## Given request
All lines holding the string "this" are to be shown.

## Data shown
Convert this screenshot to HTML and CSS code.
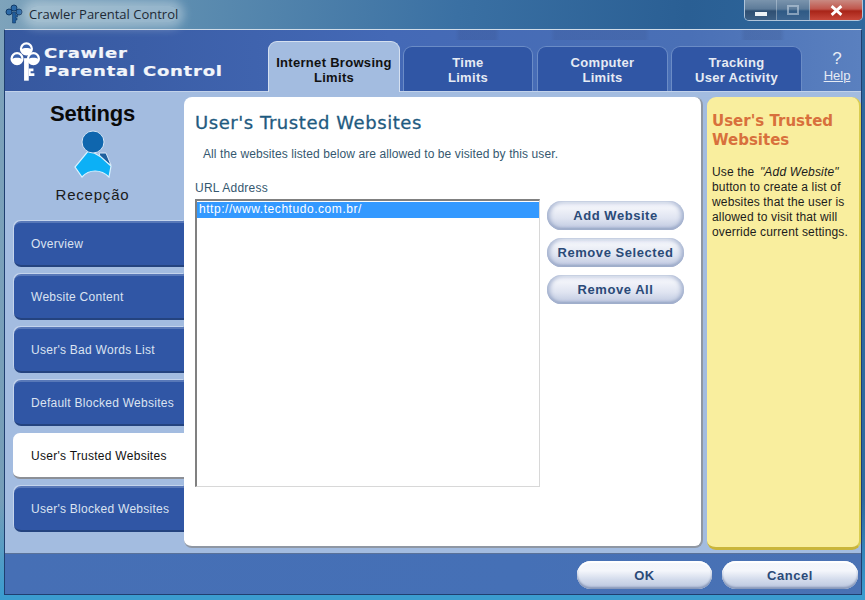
FILE: index.html
```html
<!DOCTYPE html>
<html lang="en">
<head>
<meta charset="utf-8">
<title>Crawler Parental Control</title>
<link rel="stylesheet" href="styles.css">
</head>
<body>
<div class="desktop">
  <div class="titlebar">
    <svg class="title-icon" viewBox="0 0 18 20" aria-hidden="true">
      <circle cx="9" cy="4" r="3" fill="#2c6aa8" stroke="#123a66"/>
      <circle cx="4" cy="8" r="3" fill="#2c6aa8" stroke="#123a66"/>
      <circle cx="14" cy="8" r="3" fill="#2c6aa8" stroke="#123a66"/>
      <path d="M7.500 8h3v3h2v2h-2v1h1.500v2h-1.500v3h-3z" fill="#1f5c9c" stroke="#123a66" stroke-width=".6"/>
    </svg>
    <span class="title-text">Crawler Parental Control</span>
    <div class="controls">
      <div class="ctl ctl-min"><span class="min-glyph"></span></div>
      <div class="ctl ctl-max"><span class="max-glyph"></span></div>
      <div class="ctl ctl-close">
        <svg class="close-glyph" viewBox="0 0 12 10" aria-hidden="true"><path d="M1.500 1l9 8M10.500 1l-9 8" stroke="#fff" stroke-width="2.600" fill="none"/></svg>
      </div>
    </div>
  </div>

  <div class="window">
    <header class="header">
      <div class="logo">
        <svg class="logo-key" viewBox="0 0 32 42" aria-hidden="true">
          <path d="M15 18h5v24h-5z" fill="#fff"/>
          <path d="M20 29h5v3h-3v2h4v3h-6z" fill="#fff"/>
          <g fill="#3a62ad" stroke="#fff" stroke-width="2.400">
            <circle cx="17.500" cy="8" r="5.800"/>
            <circle cx="7.500" cy="18.500" r="5.800"/>
            <circle cx="25" cy="18.500" r="5.800"/>
          </g>
          <g fill="#fff">
            <path d="M12 8.500a5.500 5.500 0 0 0 11 0c-3-2-8-2-11 0z"/>
            <path d="M2 19a5.500 5.500 0 0 0 11 0c-3-2-8-2-11 0z"/>
            <path d="M19.500 19a5.500 5.500 0 0 0 11 0c-3-2-8-2-11 0z"/>
          </g>
        </svg>
        <div class="logo-text">Crawler<br>Parental Control</div>
      </div>
      <nav class="tabs">
        <div class="tab tab-active">Internet Browsing<br>Limits</div>
        <div class="tab tab-narrow">Time<br>Limits</div>
        <div class="tab tab-wide">Computer<br>Limits</div>
        <div class="tab">Tracking<br>User Activity</div>
      </nav>
      <div class="help"><span class="help-mark">?</span><a class="help-link">Help</a></div>
    </header>

    <main class="main">
      <aside class="sidebar">
        <h2 class="settings">Settings</h2>
        <svg class="user-icon" viewBox="0 0 40 48" aria-hidden="true">
          <path d="M25 23l7 0 5 12-10-6z" fill="#1f5f9e" stroke="#d8e6f6" stroke-width="1"/>
          <path d="M15 20l12 7 10 9-2 11c-8-8-20-8-27 0l-7-10z" fill="#0cb0f6" stroke="#d8f2ff" stroke-width="1.200"/>
          <circle cx="19" cy="12" r="11" fill="#0f66ae" stroke="#d8e6f6" stroke-width="1"/>
        </svg>
        <div class="user-name">Recepção</div>
        <ul class="nav">
          <li class="nav-item">Overview</li>
          <li class="nav-item">Website Content</li>
          <li class="nav-item">User's Bad Words List</li>
          <li class="nav-item">Default Blocked Websites</li>
          <li class="nav-item nav-active">User's Trusted Websites</li>
          <li class="nav-item">User's Blocked Websites</li>
        </ul>
      </aside>

      <section class="content">
        <h1 class="content-title">User's Trusted Websites</h1>
        <p class="content-desc">All the websites listed below are allowed to be visited by this user.</p>
        <label class="url-label">URL Address</label>
        <div class="list-row">
          <div class="listbox">
            <div class="list-selected">http://www.techtudo.com.br/</div>
          </div>
          <div class="side-buttons">
            <button class="pill">Add Website</button>
            <button class="pill">Remove Selected</button>
            <button class="pill">Remove All</button>
          </div>
        </div>
      </section>

      <aside class="tip">
        <h3 class="tip-title">User's Trusted<br>Websites</h3>
        <p class="tip-body">Use the <em class="tip-em">"Add Website"</em><br>button to create a list of<br>websites that the user is<br>allowed to visit that will<br>override current settings.</p>
      </aside>
    </main>

    <footer class="footer">
      <button class="pill pill-footer">OK</button>
      <button class="pill pill-footer">Cancel</button>
    </footer>
  </div>
</div>
</body>
</html>
```
FILE: styles.css
```css
* { box-sizing: border-box; }
html, body { margin: 0; padding: 0; }
body { width: 865px; height: 600px; overflow: hidden; font-family: "Liberation Sans", Arial, sans-serif; }

.desktop {
  width: 865px; height: 600px; overflow: hidden;
  background:
    linear-gradient(180deg, transparent 0, transparent 500px, #3b9ccf 596px),
    linear-gradient(95deg, #7ea3bb 0, #5d8db0 20%, #3a70a3 50%, #2a5f94 75%, #2f6aa0 100%);
}

/* Title bar */
.titlebar { height: 29px; display: flex; align-items: flex-start; position: relative; }
.title-icon { width: 18px; height: 20px; margin: 4px 0 0 5px; flex: none; }
.title-text {
  margin: 6px 0 0 6px; font-family: "Open Sans", sans-serif; font-size: 13px; line-height: 16px; color: #1d2a36;
  background: rgba(215, 228, 236, .45); box-shadow: 0 0 10px 6px rgba(215, 228, 236, .45); border-radius: 8px;
  white-space: nowrap;
}
.controls {
  margin-left: auto; margin-right: 2px; display: flex; height: 21px; width: 119px;
  border: 1px solid rgba(220, 230, 240, .75); border-top: 0; border-radius: 0 0 5px 5px; overflow: hidden;
}
.ctl { display: flex; align-items: center; justify-content: center; border-right: 1px solid rgba(220, 230, 240, .4); }
.ctl-min { width: 32px; background: linear-gradient(180deg, #7a94ad 0, #5d7b99 45%, #2f4f72 55%, #3d5f84 100%); }
.ctl-max { width: 33px; background: linear-gradient(180deg, #7a94ad 0, #5d7b99 45%, #2f5a85 55%, #3d6590 100%); }
.ctl-close { flex: 1; border-right: 0; background: linear-gradient(180deg, #c98a82 0, #c0564c 45%, #a82418 55%, #c8473a 100%); }
.min-glyph { width: 12px; height: 4px; background: #eef2f6; margin-top: 8px; }
.max-glyph { width: 12px; height: 10px; border: 2px solid rgba(200, 215, 230, .55); }
.close-glyph { width: 13px; height: 11px; }

/* Window */
.window {
  margin-left: 4px; width: 858px; height: 566px;
  border: 1px solid #1f3f70; border-top-color: #cfdbe8;
  display: flex; flex-direction: column;
}
.header {
  height: 61px; display: flex; align-items: flex-end; flex: none;
  background:
    linear-gradient(90deg, transparent 450px, rgba(50, 70, 120, .18) 455px, rgba(50, 70, 120, .18) 490px, transparent 495px, transparent 545px, rgba(50, 70, 120, .15) 550px, rgba(50, 70, 120, .15) 640px, transparent 645px, transparent 735px, rgba(50, 70, 120, .18) 740px, rgba(50, 70, 120, .18) 775px, transparent 780px) 0 0 / 100% 10px no-repeat,
    linear-gradient(90deg, #36589f 0, #4469b6 45%, #4a70b6 80%, #5a80bf 100%);
}
.logo { width: 263px; height: 61px; display: flex; align-items: flex-start; flex: none; }
.logo-key { width: 30px; height: 40px; margin: 11px 0 0 5px; flex: none; }
.logo-text {
  margin: 14px 0 0 4px; font-family: "DejaVu Sans", sans-serif; font-weight: 700; font-size: 14px; line-height: 18px;
  letter-spacing: .6px; color: #f2f5fa; white-space: nowrap; transform: scaleX(1.286); transform-origin: 0 0;
  -webkit-text-stroke: .2px #f2f5fa;
}
.tabs { display: flex; gap: 3px; align-items: flex-end; flex: none; }
.tab {
  width: 131px; height: 45px; padding-top: 8px; text-align: center; font-weight: 700; font-size: 13px; line-height: 15px;
  letter-spacing: .3px; color: #e6ebf4; background: #3056a5; border: 1px solid #6b8cc6; border-bottom: 0; border-radius: 9px 9px 0 0;
}
.tab-narrow { width: 130px; }
.tab-wide { margin-left: 1px; }
.tab-active {
  width: 132px; height: 51px; margin-bottom: -1px; padding-top: 13px; color: #111;
  background: #a3bce0; border: 1px solid #d5e0f0; border-bottom: 0; position: relative; z-index: 1;
}
.help { flex: 1; height: 61px; display: flex; flex-direction: column; align-items: center; padding: 19px 0 0 11px; color: #e6ebf4; }
.help-mark { font-size: 17px; line-height: 19px; }
.help-link { font-size: 13px; line-height: 15px; text-decoration: underline; }

/* Main */
.main {
  height: 463px; display: flex; align-items: flex-start; flex: none; padding-top: 5px;
  background: #a3bce0; border-top: 1px solid #c2d2ea; border-bottom: 1px solid #5a7299;
}
.sidebar { width: 179px; flex: none; display: flex; flex-direction: column; align-items: center; }
.settings { margin: 4px 0 0 -4px; font-size: 22px; line-height: 26px; font-weight: 700; color: #0a0a0a; letter-spacing: -.2px; }
.user-icon { width: 40px; height: 48px; margin: 3px 0 0 -2px; display: block; }
.user-name { margin: 8px 0 0 -4px; font-size: 15px; line-height: 18px; letter-spacing: .8px; color: #1a1a1a; }
.nav { list-style: none; margin: 17px 0 0; padding: 0 0 0 9px; width: 100%; display: flex; flex-direction: column; gap: 7px; }
.nav-item {
  height: 46px; padding-left: 17px; display: flex; align-items: center; font-size: 12px; letter-spacing: .27px; color: #dbe3f1;
  background: #3056a5; border-radius: 7px 0 0 7px; border-top: 2px solid #5878b8; border-bottom: 2px solid #24437f;
  box-shadow: -1px -1px 0 #c4d4ec;
}
.nav-active {
  color: #111; background: #fff; border-top-color: #fff; border-bottom-color: #8c8f96; box-shadow: none;
  margin-left: -1px; padding-left: 18px;
}

/* Content */
.content {
  width: 519px; height: 451px; flex: none; padding: 14px 0 0 11px; background: #fff;
  border-radius: 8px; border-right: 2px solid #8f97a3; border-bottom: 2px solid #8f97a3;
  display: flex; flex-direction: column; align-items: flex-start;
}
.content-title { margin: 0; font-family: "DejaVu Sans", sans-serif; font-size: 18px; line-height: 24px; font-weight: 400; color: #1e5a80; letter-spacing: .56px; -webkit-text-stroke: .3px #1e5a80; }
.content-desc { margin: 12px 0 0 8px; font-size: 12px; line-height: 15px; color: #35586f; letter-spacing: .09px; }
.url-label { margin-top: 19px; font-size: 12px; line-height: 14px; letter-spacing: .25px; color: #35586f; }
.list-row { display: flex; align-items: flex-start; gap: 7px; margin-top: 4px; }
.listbox {
  width: 345px; height: 288px; padding-top: 1px; background: #fff;
  border-left: 2px solid #808080; border-top: 2px solid #808080; border-right: 1px solid #d8d8d8; border-bottom: 1px solid #d8d8d8;
}
.list-selected { height: 16px; line-height: 15px; padding-left: 2px; font-size: 12px; letter-spacing: .55px; color: #fff; background: #3399ff; }
.side-buttons { display: flex; flex-direction: column; gap: 8px; padding-top: 2px; }

.pill {
  width: 137px; height: 29px; padding: 0; border: 0; border-radius: 15px; font-family: "Liberation Sans", sans-serif;
  font-weight: 700; font-size: 13px; letter-spacing: .55px; color: #2a4a78;
  background: linear-gradient(180deg, #e6eaf5 0, #f1f3f9 25%, #dfe4f1 60%, #bcc6de 100%);
  box-shadow: inset 3px 0 4px #a9b6d2, inset -3px 0 4px #a9b6d2, inset 0 -2px 2px #8f9dbd, inset 0 2px 1px #fff;
}
.pill-footer { width: 135px; height: 28px; background: linear-gradient(180deg, #f3f5fa 0, #f4f6fb 35%, #d4dcec 65%, #b9c5de 100%); box-shadow: inset 0 2px 1px #fff, inset 0 -2px 2px #8696b8, inset 0 0 0 1px #c9d4e8; }

/* Tip */
.tip {
  width: 154px; height: 453px; margin-left: 4px; flex: none; padding: 15px 0 0 5px; background: #f9ee9e;
  border-radius: 9px; border-bottom: 3px solid #c9b53a; border-right: 2px solid #d8cc50;
}
.tip-title { margin: 0; font-family: "DejaVu Sans", sans-serif; font-size: 15px; line-height: 19px; font-weight: 700; color: #d8703c; }
.tip-body { margin: 15px 0 0; font-size: 12px; line-height: 15px; letter-spacing: .15px; color: #1c1c1c; white-space: nowrap; }
.tip-em { font-style: italic; letter-spacing: .2px; margin-left: 2px; }

/* Footer */
.footer {
  flex: 1; display: flex; justify-content: flex-end; align-items: flex-start; gap: 10px; padding: 7px 3px 0 0;
  background: linear-gradient(90deg, #466fb5 0, #4570b6 60%, #4a72b4 100%);
}
.pill-footer:last-child { width: 136px; }
```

## Response to the exercise
Convert this screenshot to HTML and CSS code.
        <p class="content-desc">All the websites listed below are allowed to be visited by this user.</p>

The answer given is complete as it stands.